Update following the General Election
We are mostly reeling in shock.
Here is our update for Friday the 13th of December 2019.
The election news has come as an unpleasant shock to many British citizens living in France. RIFT shares these feelings and we mourn the imminent loss of our EU citizenship.
With respect to citizens' rights for those who are already resident before any cut off date (probably end of 2020), we face an improved situation compared to October 2019. Previously, current residents were facing a "no-deal" scenario and having to rely on the French Decree and now we are probably looking at the Withdrawal Agreement being agreed. This should secure many of our rights in an international treaty for the rest of our lives. Some of our rights are likely to be retained and some rights will probably be lost - more details follow.
With the election news, we are most likely looking at the Withdrawal Agreement being ratified at the beginning of 2020 but there is no guarantee - yet. In terms of citizens’ rights there are two main scenarios, deal or no-deal. We will continue to refer to the deal as the Withdrawal Agreement. Trade was only ever an add on for future discussions with no details agreed. The Withdrawal Agreement can and probably will be agreed and implemented with no trade agreement nailed down. For a no-deal scenario, the French Government has put in place emergency legislation (in the form of an enabling law, an ordinance and a decree).
In case of a deal - Withdrawal Agreement
We need to look again at the Withdrawal Agreement as that’s the most likely scenario. Here it is! All 599 pages of it :D
Let’s look at a few of the Citizens’ Rights details…
All UK citizens in the EU (and EU in the UK) keep their current rights except for voting and standing in local and EU elections until the agreed date which may be extended. You will probably not be able to vote or stand in the upcoming local elections.
Some of what the agreement would guarantee
If you are ‘legally resident’ on transition day (31 December 2020?) you will be covered by the agreement. This gives all those thinking of moving a little more time to plan. Legal residence will be the same EU rules as now - basically, it’s adequate income and health cover in your first 5 years of résidence. After 5 years you will be eligible for permanent residence and those arriving before the transition day can make up their 5 years after. Once you have got permanent residence you keep this for life (unless you leave for more than 5 years)
Work - some qualifications will still be recognised and frontier workers may continue working as before.
State pensions would be uprated the same as UK residents
Aggregation of Social Security contributions (pensions) will continue
Your S1 would be honoured and very probably your EHIC would remain valid in the UK
Your immediate family can come and join you (except spouses married after transition although EU law on this could be of help)

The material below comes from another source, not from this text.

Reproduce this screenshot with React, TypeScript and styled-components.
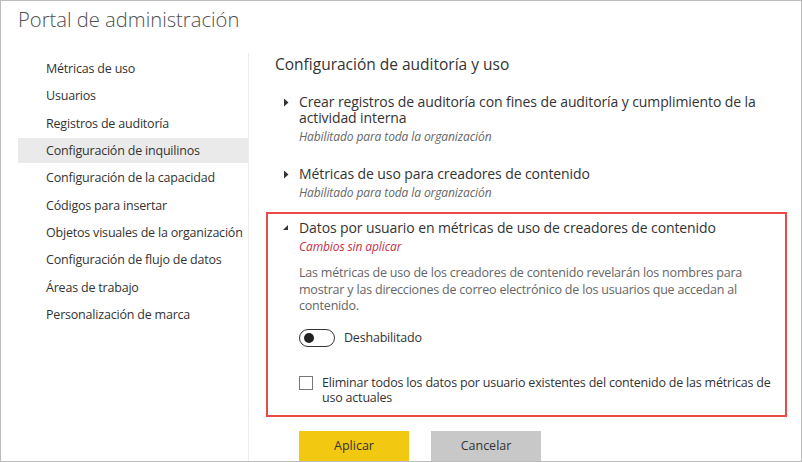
import React, { useState } from "react";
import styled, { createGlobalStyle } from "styled-components";

const GlobalStyle = createGlobalStyle`
  html, body { margin: 0; padding: 0; background: #fff; }
  body { font-family: "Segoe UI", "Open Sans", "Noto Sans", sans-serif; color: #333; }
  * { box-sizing: border-box; }
`;

const Frame = styled.div`
  width: 802px;
  height: 462px;
  border: 1px solid #bcbcbc;
  display: flex;
  flex-direction: column;
  overflow: hidden;
`;

const Header = styled.header`
  height: 52px;
  flex: none;
  padding: 4px 0 0 17px;
`;

const Title = styled.h1`
  margin: 0;
  font-weight: 300;
  font-size: 20.2px;
  line-height: 28px;
  color: #505050;
`;

const Body = styled.div`
  flex: 1;
  display: flex;
  min-height: 0;
`;

const Sidebar = styled.nav`
  width: 248px;
  flex: none;
  padding: 3px 0 0 17px;
  border-right: 1px solid #ececec;
  display: flex;
  flex-direction: column;
  gap: 2.33px;
`;

const NavItem = styled.div<{ $active?: boolean }>`
  height: 25px;
  display: flex;
  align-items: center;
  padding-left: 28px;
  font-size: 12.5px;
  letter-spacing: -0.2px;
  white-space: nowrap;
  color: #333;
  background: ${(p) => (p.$active ? "#eaeaea" : "transparent")};
`;

const Main = styled.main`
  flex: 1;
  padding: 0 14px 0 17px;
  display: flex;
  flex-direction: column;
`;

const SectionTitle = styled.h2`
  margin: 0 0 17px 9px;
  font-weight: 400;
  font-size: 15.5px;
  line-height: 22px;
  color: #333;
`;

const Setting = styled.section<{ $highlight?: boolean; $gap?: number }>`
  display: flex;
  border: 2px solid ${(p) => (p.$highlight ? "#e84a4a" : "transparent")};
  padding: ${(p) => (p.$highlight ? "6px 0 10px 0" : "0")};
  margin-top: ${(p) => p.$gap ?? 0}px;
`;

const CaretCell = styled.div`
  width: 31px;
  flex: none;
  display: flex;
  justify-content: center;
  padding-left: 4px;
  padding-top: 4px;
`;

const Content = styled.div`
  flex: 1;
  display: flex;
  flex-direction: column;
`;

const SettingTitle = styled.div`
  font-size: 14px;
  letter-spacing: -0.1px;
  line-height: 16px;
  color: #333;
  padding-right: 8px;
`;

const Note = styled.div<{ $warn?: boolean }>`
  font-size: 12px;
  line-height: 16px;
  margin-top: 3px;
  font-style: italic;
  letter-spacing: -0.1px;
  color: ${(p) => (p.$warn ? "#c4314b" : "#666")};
`;

const Description = styled.p`
  margin: 10px 0 0 0;
  max-width: 448px;
  font-size: 12.5px;
  letter-spacing: -0.2px;
  line-height: 16.5px;
  color: #666;
`;

const ToggleRow = styled.label`
  display: flex;
  align-items: center;
  gap: 9px;
  margin-top: 14px;
  font-size: 12.5px;
  letter-spacing: -0.2px;
  color: #333;
`;

const Track = styled.span`
  width: 36px;
  height: 18px;
  border: 1.3px solid #333;
  border-radius: 9px;
  display: flex;
  align-items: center;
  padding-left: 4px;
`;

const Knob = styled.span`
  width: 10px;
  height: 10px;
  border-radius: 50%;
  background: #222;
`;

const CheckRow = styled.label`
  display: flex;
  align-items: flex-start;
  gap: 9px;
  margin-top: 28px;
  font-size: 12.5px;
  letter-spacing: -0.2px;
  line-height: 15px;
  color: #333;
  padding-right: 6px;
`;

const Box = styled.span`
  width: 14px;
  height: 14px;
  flex: none;
  border: 1px solid #777;
  margin-top: 1px;
`;

const Actions = styled.div`
  display: flex;
  gap: 22px;
  margin: 14px 0 0 33px;
`;

const Button = styled.button<{ $primary?: boolean }>`
  width: 110px;
  height: 30px;
  border: none;
  padding: 0;
  font-family: inherit;
  font-size: 12.5px;
  color: #333;
  background: ${(p) => (p.$primary ? "#f2c811" : "#c8c8c8")};
`;

const Caret = ({ open }: { open?: boolean }) =>
  open ? (
    <svg width="7" height="7" viewBox="0 0 7 7">
      <path d="M6 1 L6 6 L1 6 Z" fill="#333" />
    </svg>
  ) : (
    <svg width="6" height="9" viewBox="0 0 6 9">
      <path d="M1 0.5 L5.5 4.5 L1 8.5 Z" fill="#333" />
    </svg>
  );

const navItems = [
  "Métricas de uso",
  "Usuarios",
  "Registros de auditoría",
  "Configuración de inquilinos",
  "Configuración de la capacidad",
  "Códigos para insertar",
  "Objetos visuales de la organización",
  "Configuración de flujo de datos",
  "Áreas de trabajo",
  "Personalización de marca",
];

export default function App() {
  const [active] = useState(3);
  return (
    <>
      <GlobalStyle />
      <Frame>
        <Header>
          <Title>Portal de administración</Title>
        </Header>
        <Body>
          <Sidebar>
            {navItems.map((t, i) => (
              <NavItem key={t} $active={i === active}>
                {t}
              </NavItem>
            ))}
          </Sidebar>
          <Main>
            <SectionTitle>Configuración de auditoría y uso</SectionTitle>
            <Setting>
              <CaretCell>
                <Caret />
              </CaretCell>
              <Content>
                <SettingTitle>
                  Crear registros de auditoría con fines de auditoría y cumplimiento de la actividad interna
                </SettingTitle>
                <Note>Habilitado para toda la organización</Note>
              </Content>
            </Setting>
            <Setting $gap={17}>
              <CaretCell>
                <Caret />
              </CaretCell>
              <Content>
                <SettingTitle>Métricas de uso para creadores de contenido</SettingTitle>
                <Note>Habilitado para toda la organización</Note>
              </Content>
            </Setting>
            <Setting $highlight $gap={9}>
              <CaretCell>
                <Caret open />
              </CaretCell>
              <Content>
                <SettingTitle>Datos por usuario en métricas de uso de creadores de contenido</SettingTitle>
                <Note $warn>Cambios sin aplicar</Note>
                <Description>
                  Las métricas de uso de los creadores de contenido revelarán los nombres para mostrar y las
                  direcciones de correo electrónico de los usuarios que accedan al contenido.
                </Description>
                <ToggleRow>
                  <Track>
                    <Knob />
                  </Track>
                  Deshabilitado
                </ToggleRow>
                <CheckRow>
                  <Box />
                  <span>
                    Eliminar todos los datos por usuario existentes del contenido de las métricas de uso actuales
                  </span>
                </CheckRow>
              </Content>
            </Setting>
            <Actions>
              <Button $primary>Aplicar</Button>
              <Button>Cancelar</Button>
            </Actions>
          </Main>
        </Body>
      </Frame>
    </>
  );
}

Some of what the agreement excludes
Ongoing freedom of movement :(
Certain qualifications :(
Loss of the Surinder Singh route for return to the UK with a TCN spouse - although that was always hard to have agreed in the UK :(
Providing cross border services for the self-employed - possibly :(
Fees for studies in the UK after 7 years - possibly
Basic banking freedoms lost - possibly
You will be required to have a residence document and I wouldn’t expect this to have worse terms than the one proposed in the decree - the CdRLD for those with 5+ years. Let’s hope too that legal residence during any transition will have the same income levels as those in the decree or better still no income limits as the EU in the UK enjoy. We don’t want to see Aspa levels for over 65s! This document will be free and family applications will be allowed. It’s likely that France will use an online system based on the one they have already prepared.
RIFT will continue to fight for our freedom of movement and more!